Whether Abbott manages to hang on by cobbling together a few months of stability or (much more likely) Morrison is installed to save the show it is much clearer that Australian politics is now little more than a clash of hollow vessels with no formula emerging on either side to reconfigure its relationship to the people it governs. The situation is so despair inducing in elite circles that Australia’s two rival national dailies have sponsored a National Reform Summit™ that specifically excludes the current government and opposition from its deliberations.

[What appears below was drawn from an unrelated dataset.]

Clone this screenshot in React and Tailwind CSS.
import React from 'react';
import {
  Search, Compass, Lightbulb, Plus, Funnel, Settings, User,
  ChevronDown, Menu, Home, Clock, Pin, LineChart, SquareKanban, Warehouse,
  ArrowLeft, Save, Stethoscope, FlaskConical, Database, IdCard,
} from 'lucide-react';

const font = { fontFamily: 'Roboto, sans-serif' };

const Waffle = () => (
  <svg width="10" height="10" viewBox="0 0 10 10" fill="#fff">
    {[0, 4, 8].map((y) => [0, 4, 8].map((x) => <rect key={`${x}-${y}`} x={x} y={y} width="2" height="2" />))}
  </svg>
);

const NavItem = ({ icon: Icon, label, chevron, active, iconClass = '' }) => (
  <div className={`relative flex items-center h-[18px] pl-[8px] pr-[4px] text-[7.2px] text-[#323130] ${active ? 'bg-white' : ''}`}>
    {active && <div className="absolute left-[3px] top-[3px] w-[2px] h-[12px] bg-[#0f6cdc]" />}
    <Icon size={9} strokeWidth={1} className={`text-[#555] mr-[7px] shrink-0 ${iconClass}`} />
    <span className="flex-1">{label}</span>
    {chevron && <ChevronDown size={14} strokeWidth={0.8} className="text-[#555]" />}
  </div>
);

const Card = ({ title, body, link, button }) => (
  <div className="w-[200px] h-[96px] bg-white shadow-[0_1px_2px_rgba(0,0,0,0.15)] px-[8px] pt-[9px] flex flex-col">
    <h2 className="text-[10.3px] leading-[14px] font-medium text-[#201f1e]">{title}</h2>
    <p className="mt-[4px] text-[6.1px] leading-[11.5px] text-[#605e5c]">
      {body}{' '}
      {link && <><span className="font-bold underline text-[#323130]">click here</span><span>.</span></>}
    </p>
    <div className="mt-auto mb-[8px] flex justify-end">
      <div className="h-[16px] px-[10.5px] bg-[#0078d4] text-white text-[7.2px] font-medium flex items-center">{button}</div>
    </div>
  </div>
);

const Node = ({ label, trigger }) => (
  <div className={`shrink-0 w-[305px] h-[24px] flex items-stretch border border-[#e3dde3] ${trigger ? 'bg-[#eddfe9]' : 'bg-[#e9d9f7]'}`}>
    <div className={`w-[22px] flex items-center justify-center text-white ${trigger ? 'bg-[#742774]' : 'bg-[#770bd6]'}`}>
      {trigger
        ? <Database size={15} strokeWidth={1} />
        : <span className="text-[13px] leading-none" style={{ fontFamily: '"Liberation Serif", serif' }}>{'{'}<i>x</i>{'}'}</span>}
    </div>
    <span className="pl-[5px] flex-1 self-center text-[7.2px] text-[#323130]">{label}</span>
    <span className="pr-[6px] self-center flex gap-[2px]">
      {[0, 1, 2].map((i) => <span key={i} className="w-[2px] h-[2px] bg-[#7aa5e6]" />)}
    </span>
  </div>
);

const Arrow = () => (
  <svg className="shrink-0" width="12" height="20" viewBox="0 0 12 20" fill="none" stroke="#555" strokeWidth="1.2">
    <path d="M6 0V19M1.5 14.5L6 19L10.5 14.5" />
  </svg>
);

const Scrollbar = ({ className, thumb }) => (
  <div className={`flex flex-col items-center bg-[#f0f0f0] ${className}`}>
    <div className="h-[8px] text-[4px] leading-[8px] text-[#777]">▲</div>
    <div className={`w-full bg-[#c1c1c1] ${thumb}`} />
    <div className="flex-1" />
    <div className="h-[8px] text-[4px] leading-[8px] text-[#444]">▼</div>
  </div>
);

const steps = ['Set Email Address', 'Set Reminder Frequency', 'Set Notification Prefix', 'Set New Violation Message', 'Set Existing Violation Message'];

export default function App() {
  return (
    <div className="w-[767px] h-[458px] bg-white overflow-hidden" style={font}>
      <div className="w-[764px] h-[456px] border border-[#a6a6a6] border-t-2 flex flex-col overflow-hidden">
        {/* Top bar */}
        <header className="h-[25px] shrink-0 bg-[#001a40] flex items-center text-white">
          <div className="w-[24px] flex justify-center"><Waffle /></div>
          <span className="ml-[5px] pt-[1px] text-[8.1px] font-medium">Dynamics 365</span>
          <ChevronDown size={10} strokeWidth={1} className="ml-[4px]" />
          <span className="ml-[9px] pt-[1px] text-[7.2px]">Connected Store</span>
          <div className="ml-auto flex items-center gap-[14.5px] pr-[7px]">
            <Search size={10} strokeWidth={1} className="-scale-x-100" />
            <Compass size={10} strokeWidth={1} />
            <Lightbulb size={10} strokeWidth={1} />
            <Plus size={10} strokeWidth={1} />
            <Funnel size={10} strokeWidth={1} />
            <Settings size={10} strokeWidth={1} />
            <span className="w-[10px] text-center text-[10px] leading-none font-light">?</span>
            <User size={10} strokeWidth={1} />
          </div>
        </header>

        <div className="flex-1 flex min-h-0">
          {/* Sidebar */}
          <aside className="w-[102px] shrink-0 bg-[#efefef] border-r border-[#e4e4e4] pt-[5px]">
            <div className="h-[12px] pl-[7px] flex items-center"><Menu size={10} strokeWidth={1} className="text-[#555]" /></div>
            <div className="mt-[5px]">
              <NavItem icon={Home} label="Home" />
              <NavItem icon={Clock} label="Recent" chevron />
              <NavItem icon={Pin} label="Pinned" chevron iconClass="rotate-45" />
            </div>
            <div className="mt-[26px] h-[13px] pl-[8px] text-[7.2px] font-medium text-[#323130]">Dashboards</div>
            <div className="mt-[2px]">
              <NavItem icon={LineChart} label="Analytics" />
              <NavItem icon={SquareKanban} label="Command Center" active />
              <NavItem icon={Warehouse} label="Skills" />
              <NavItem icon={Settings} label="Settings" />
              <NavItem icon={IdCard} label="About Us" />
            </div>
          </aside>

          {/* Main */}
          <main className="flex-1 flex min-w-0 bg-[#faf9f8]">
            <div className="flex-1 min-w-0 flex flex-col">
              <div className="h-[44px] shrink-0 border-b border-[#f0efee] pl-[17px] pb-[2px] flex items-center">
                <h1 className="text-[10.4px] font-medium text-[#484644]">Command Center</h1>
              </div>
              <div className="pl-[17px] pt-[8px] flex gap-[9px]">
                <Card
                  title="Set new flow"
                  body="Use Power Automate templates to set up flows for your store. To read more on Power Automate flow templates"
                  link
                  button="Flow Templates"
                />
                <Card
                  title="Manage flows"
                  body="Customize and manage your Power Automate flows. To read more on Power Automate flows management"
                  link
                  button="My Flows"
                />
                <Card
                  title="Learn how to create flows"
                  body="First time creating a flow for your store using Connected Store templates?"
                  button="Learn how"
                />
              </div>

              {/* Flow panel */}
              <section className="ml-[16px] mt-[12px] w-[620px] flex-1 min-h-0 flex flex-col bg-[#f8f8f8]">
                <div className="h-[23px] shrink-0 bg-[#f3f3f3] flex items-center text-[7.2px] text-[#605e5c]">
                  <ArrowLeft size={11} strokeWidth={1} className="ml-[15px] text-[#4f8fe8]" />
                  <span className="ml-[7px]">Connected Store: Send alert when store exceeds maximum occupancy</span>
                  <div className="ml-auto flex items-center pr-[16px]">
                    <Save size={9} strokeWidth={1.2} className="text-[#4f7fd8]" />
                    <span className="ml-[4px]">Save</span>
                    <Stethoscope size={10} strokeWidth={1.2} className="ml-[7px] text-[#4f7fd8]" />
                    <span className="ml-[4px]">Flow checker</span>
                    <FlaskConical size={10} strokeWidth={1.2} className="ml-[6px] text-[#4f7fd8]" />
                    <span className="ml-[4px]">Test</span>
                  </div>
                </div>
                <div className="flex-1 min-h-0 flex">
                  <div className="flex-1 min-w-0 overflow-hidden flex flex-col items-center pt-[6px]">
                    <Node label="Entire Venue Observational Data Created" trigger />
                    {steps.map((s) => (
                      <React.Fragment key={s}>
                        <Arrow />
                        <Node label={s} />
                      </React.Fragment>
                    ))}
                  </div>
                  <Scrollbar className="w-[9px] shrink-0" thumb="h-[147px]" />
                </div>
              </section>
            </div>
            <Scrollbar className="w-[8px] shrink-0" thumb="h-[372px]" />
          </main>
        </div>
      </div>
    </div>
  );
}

The dilemma for the Left in this situation is that it has defined itself almost exclusively as being “anti-Abbott”. While the Greens have been able to recover somewhat on the back of Labor’s paralysis, they have less of an identifiable purpose under Richard Di Natale’s so-far bland technocratic leadership than at any time I can recall. Di Natale inadvertently explained the Greens’ inertia when asked about his political heroes soon after taking the leader’s job:

Tony Abbott a close second, because he allows us to really shine. You know, there’s one way of bringing Greens policies into close focus and that is to have someone like Tony Abbott — who’s more of a villain, I suppose, but in some ways he’s a hero to us — because he allows us to communicate what we stand for.

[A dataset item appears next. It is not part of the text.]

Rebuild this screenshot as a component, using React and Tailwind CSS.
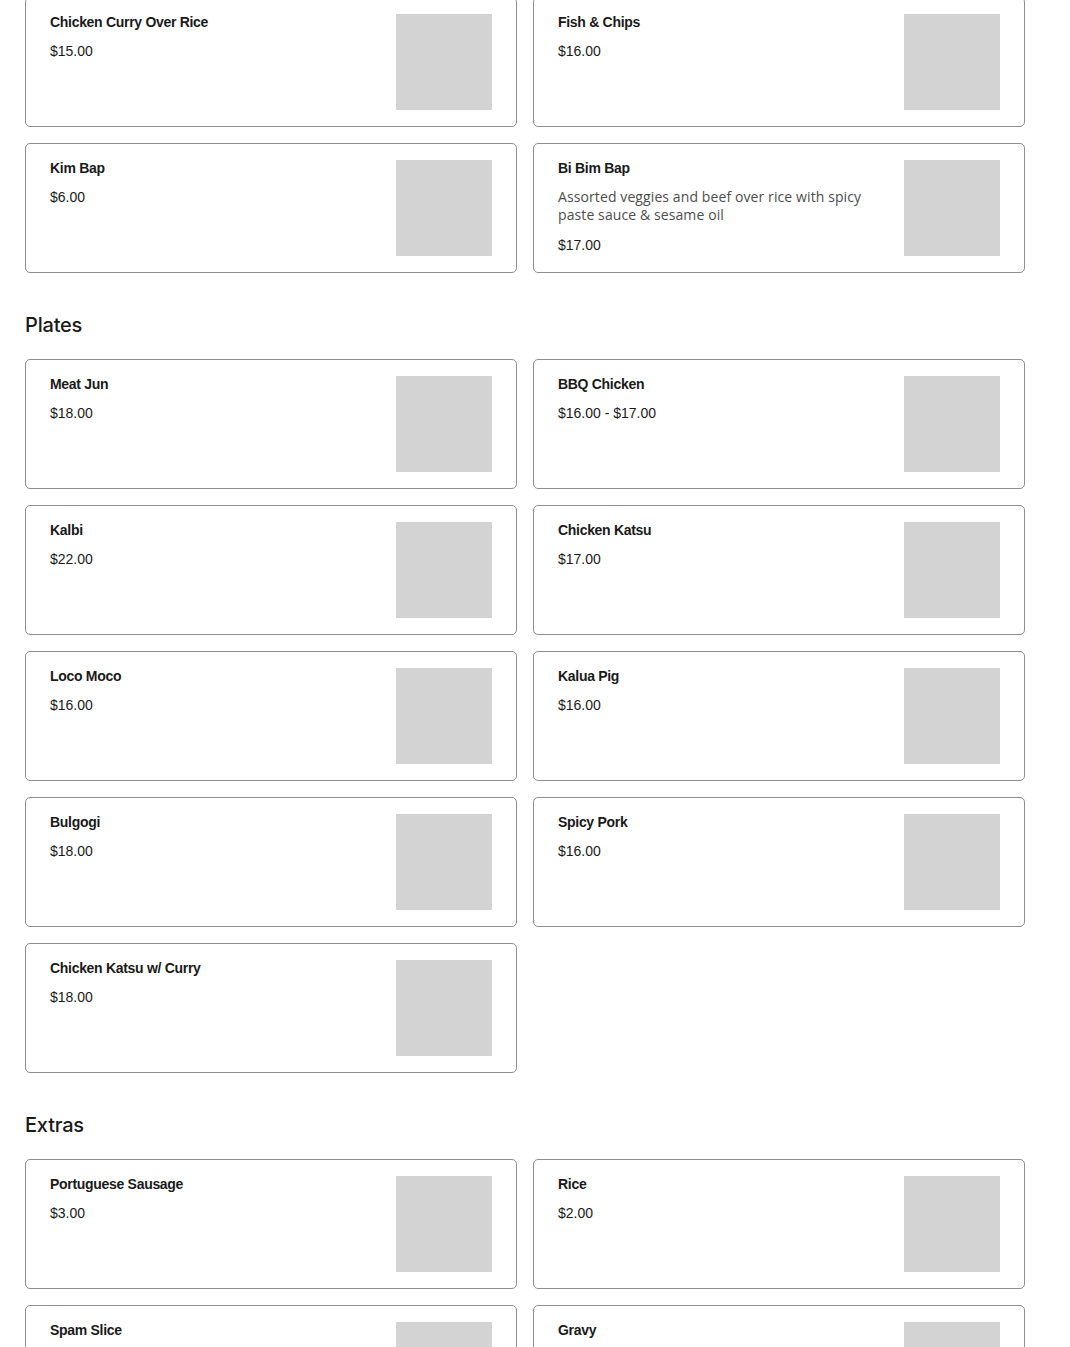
const sections = [
  {
    title: null,
    items: [
      { name: "Chicken Curry Over Rice", price: "$15.00" },
      { name: "Fish & Chips", price: "$16.00" },
      { name: "Kim Bap", price: "$6.00" },
      {
        name: "Bi Bim Bap",
        desc: "Assorted veggies and beef over rice with spicy paste sauce & sesame oil",
        price: "$17.00",
      },
    ],
  },
  {
    title: "Plates",
    items: [
      { name: "Meat Jun", price: "$18.00" },
      { name: "BBQ Chicken", price: "$16.00 - $17.00" },
      { name: "Kalbi", price: "$22.00" },
      { name: "Chicken Katsu", price: "$17.00" },
      { name: "Loco Moco", price: "$16.00" },
      { name: "Kalua Pig", price: "$16.00" },
      { name: "Bulgogi", price: "$18.00" },
      { name: "Spicy Pork", price: "$16.00" },
      { name: "Chicken Katsu w/ Curry", price: "$18.00" },
    ],
  },
  {
    title: "Extras",
    items: [
      { name: "Portuguese Sausage", price: "$3.00" },
      { name: "Rice", price: "$2.00" },
      { name: "Spam Slice", price: "$2.00" },
      { name: "Gravy", price: "$1.00" },
    ],
  },
];

function Card({ item }) {
  return (
    <div className="flex h-[130px] gap-4 rounded-[5px] border border-[#8e8e8e] bg-white pt-4 pb-4 pl-6 pr-6">
      <div className="flex min-w-0 flex-1 flex-col">
        <div className="text-[14px] font-semibold leading-[16px] tracking-[-0.3px] text-[#1a1a1a]">{item.name}</div>
        {item.desc && (
          <div className="mt-[12px] pr-4 font-['Open_Sans',sans-serif] text-[14px] leading-[18px] tracking-[0.1px] text-[#4d4d4d]">
            {item.desc}
          </div>
        )}
        <div className="mt-[12px] text-[14px] leading-[18px] text-[#1a1a1a]">{item.price}</div>
      </div>
      <div className="h-[96px] w-[96px] shrink-0 bg-[#d3d3d3]" />
    </div>
  );
}

export default function App() {
  return (
    <div
      className="mt-[-3px] min-h-[1350px] bg-white pl-[25px]"
      style={{ fontFamily: '"Liberation Sans", Arial, sans-serif' }}
    >
      <div className="w-[1000px]">
        {sections.map((s, i) => (
          <div key={i}>
            {s.title && (
              <h2 className="mt-[38px] mb-[20px] font-['Inter',sans-serif] text-[20px] font-medium leading-[28px] tracking-[-0.2px] text-[#1a1a1a]">
                {s.title}
              </h2>
            )}
            <div className="grid grid-cols-2 gap-4">
              {s.items.map((it) => (
                <Card key={it.name} item={it} />
              ))}
            </div>
          </div>
        ))}
      </div>
    </div>
  );
}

In Australian politics today, negativity seems to be all that’s left on offer.

[*Since posting this it has been pointed out to me that Australian Marriage Equality and the Greens have now moved to more decisively support a plebiscite, to be held with the next election.]

Discussion11 Comments

  1. John Quiggin says:

    I’m still missing how the culture wars can be both a big electoral negative for Abbott (as they obviously have been), and a clever trick, luring the left into a “Pavlovian” response. In the unlikely event that the entire Australian left could be persuaded to maintain their silence on these things (the media only needs one outraged leftie to quote, after all) wouldn’t that just allow the issues to die faster, reducing Abbott’s self-inflicted damage?

    • Dr_Tad says:

      I don’t think they are a clever trick. The Left’s response is the problem of the Left, beating up Abbott’s sinister powers instead of pointing to how the culture wars stuff comes from the government’s detachment and weakness (c.f. any ability to carry society with it).

  2. observer says:

    ‘In Australian politics today, negativity seems to be all that’s left on offer.’ ha ha ha, that’s made my day.
    you can’t seriously be that unself aware can you? everyone is so negative. now, lets get back to superscilious attacks on the left

    • Dr_Tad says:

      I’m just describing it. I don’t pretend to have some alternative political agenda that comes from that analysis.

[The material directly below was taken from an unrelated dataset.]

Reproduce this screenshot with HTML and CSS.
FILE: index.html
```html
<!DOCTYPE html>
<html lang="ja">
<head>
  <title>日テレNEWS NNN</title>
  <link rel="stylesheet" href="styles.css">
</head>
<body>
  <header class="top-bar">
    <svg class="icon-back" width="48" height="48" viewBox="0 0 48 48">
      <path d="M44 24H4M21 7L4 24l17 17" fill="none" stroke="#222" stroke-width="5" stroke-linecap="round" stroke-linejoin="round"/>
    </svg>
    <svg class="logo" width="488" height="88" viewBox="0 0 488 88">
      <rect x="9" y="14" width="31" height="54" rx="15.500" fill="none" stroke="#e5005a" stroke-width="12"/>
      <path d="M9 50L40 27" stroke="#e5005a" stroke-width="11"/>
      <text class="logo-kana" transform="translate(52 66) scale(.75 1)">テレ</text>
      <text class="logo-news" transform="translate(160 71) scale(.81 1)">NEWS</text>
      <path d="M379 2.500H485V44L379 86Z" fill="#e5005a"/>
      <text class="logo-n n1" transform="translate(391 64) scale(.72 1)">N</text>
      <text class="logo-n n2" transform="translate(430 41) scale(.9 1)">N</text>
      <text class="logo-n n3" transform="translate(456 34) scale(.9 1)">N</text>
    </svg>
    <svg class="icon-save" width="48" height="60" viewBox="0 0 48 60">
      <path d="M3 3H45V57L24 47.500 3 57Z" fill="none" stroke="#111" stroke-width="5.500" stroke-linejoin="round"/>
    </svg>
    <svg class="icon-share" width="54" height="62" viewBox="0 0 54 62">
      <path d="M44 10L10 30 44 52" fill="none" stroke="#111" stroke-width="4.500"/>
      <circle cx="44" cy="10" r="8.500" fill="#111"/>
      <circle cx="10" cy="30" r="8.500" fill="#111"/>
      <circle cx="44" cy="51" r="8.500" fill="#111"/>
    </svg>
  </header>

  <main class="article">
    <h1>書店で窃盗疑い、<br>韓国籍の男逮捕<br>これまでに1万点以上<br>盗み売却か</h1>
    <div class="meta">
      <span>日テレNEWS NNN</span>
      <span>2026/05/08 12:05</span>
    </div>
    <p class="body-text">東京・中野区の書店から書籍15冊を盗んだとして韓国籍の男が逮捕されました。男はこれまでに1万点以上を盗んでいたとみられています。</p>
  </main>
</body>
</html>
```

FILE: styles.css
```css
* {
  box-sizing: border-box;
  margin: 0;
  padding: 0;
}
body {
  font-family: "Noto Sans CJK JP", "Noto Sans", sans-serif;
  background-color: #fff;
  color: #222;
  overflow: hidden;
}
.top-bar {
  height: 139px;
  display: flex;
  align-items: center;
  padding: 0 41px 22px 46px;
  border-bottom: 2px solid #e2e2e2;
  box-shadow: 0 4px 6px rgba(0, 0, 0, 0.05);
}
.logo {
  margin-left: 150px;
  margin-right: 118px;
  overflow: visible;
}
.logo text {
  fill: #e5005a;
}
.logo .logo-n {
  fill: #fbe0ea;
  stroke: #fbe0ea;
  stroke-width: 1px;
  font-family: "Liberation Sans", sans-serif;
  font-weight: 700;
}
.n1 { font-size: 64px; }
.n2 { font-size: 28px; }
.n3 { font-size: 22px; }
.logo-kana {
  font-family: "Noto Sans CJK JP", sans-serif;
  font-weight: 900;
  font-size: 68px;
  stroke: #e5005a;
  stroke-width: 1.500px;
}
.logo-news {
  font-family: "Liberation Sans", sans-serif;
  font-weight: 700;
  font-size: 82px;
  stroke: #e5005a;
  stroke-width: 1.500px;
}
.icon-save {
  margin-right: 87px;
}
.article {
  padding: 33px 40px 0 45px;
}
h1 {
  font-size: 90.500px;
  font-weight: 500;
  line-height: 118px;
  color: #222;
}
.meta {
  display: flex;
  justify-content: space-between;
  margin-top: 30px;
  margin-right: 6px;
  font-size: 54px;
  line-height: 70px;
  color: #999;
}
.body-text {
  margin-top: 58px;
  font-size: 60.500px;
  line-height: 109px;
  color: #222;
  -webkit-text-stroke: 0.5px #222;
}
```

      There is only political decomposition right now. Not much point starting up some attempt at the rehabilitation of politics when there is no social basis for it.

      • observer says:

        i see. so you’ve theorised yrself to a position where you can lol at everyone else on the left for thr failures w/o any responsibility to put forward any alternative yrslf. top work!
        historically was there any social basis for those upwardly mobile ex activists who devoted themselvs to sneering at their excomrades from the safety of their drawing rooms? might be worth investigating.

        • Dr_Tad says:

          Er, I’m not sure what you expect me to do. Conjure a social movement up through political will? The problem is that the politicos and activists of the Left engage in a labour of Sisyphus trying to do exactly that, hoping that politics will translate into society moving. It doesn’t and it won’t.

          Significant social change requires people in society acting on a large scale in their own direct interests. Politics is, even at its most successful, a more skilful administration of the social status quo.

  3. Jason Houston says:

    I still think people are jumping the gun on ScoMo. It isn’t impossible that we’ll see him as PM, but is elevating some guy no one hates to the speakers chair against a weak leader’s wishes really indicative that he has the numbers to be the actual Prime Minister?

    I said this on twitter to you the other day, but I recall the end of ScoMo’s time as boatstopper. Ebola in the immigration department, foreign affairs in the immigration department, hell just put everything in the immigration department! Then cabinet moved to stop him and he mysteriously ended up in a less glamorous portfolio.

    http://www.abc.net.au/news/2014-10-23/cabinet-split-over-australia-response-to-deadly-ebola-threat/5834680

    I’ll believe ScoMo has the numbers when I see it, his opponent probably can’t be Turnbull, but does that really exhaust their entire pool of leadership hopefuls?

    • Dr_Tad says:

      I totally agree that ScoMo was put back in the box at the end of his term as Immigration Minister. But back then Abbott was not as much in the doghouse as he has since become. Paula Matthewson at the time saw Social Services as a place Abbott could put the ambitious minister in order to decrease the threat (that being a portfolio that is usually tough to negotiate). But it hasn’t worked out, partly because Morrison has done better than expected in being a pragmatic and consultative type in Social Services, and partly because Abbott has been in such a mess.

      The question for me about who other than ScoMo it might be comes down to who else is there that the Right can live with and who isn’t totally tied to Abbott’s failure. That narrows the field dramatically.

      • Jason Houston says:

        True. I can’t wait to see who challenges him or if he is totally out of the box now. Surely someone is trying to get the numbers from centrists?

  4. Iain Hall says:

    Dr Tad
    As someone not from the left I am endlessly amused by how much those on the left believe their own hyperbole about Tony Abbott and that they think vilifying him personally is all that they have to do to defeat the government.
    Further to that I think that what your essay ignores is the simple value of a government that simply has a sound administration (not something that can be said about the last Labor government) Its probably the fault of the love affair that progressives have with the idea change.

    • Dr_Tad says:

      If either side of politics these days could prove itself capable of something as simple as “sound administration” then I’m sure it would experience landslide election victory after landslide election victory. But neither side has managed this for some years now.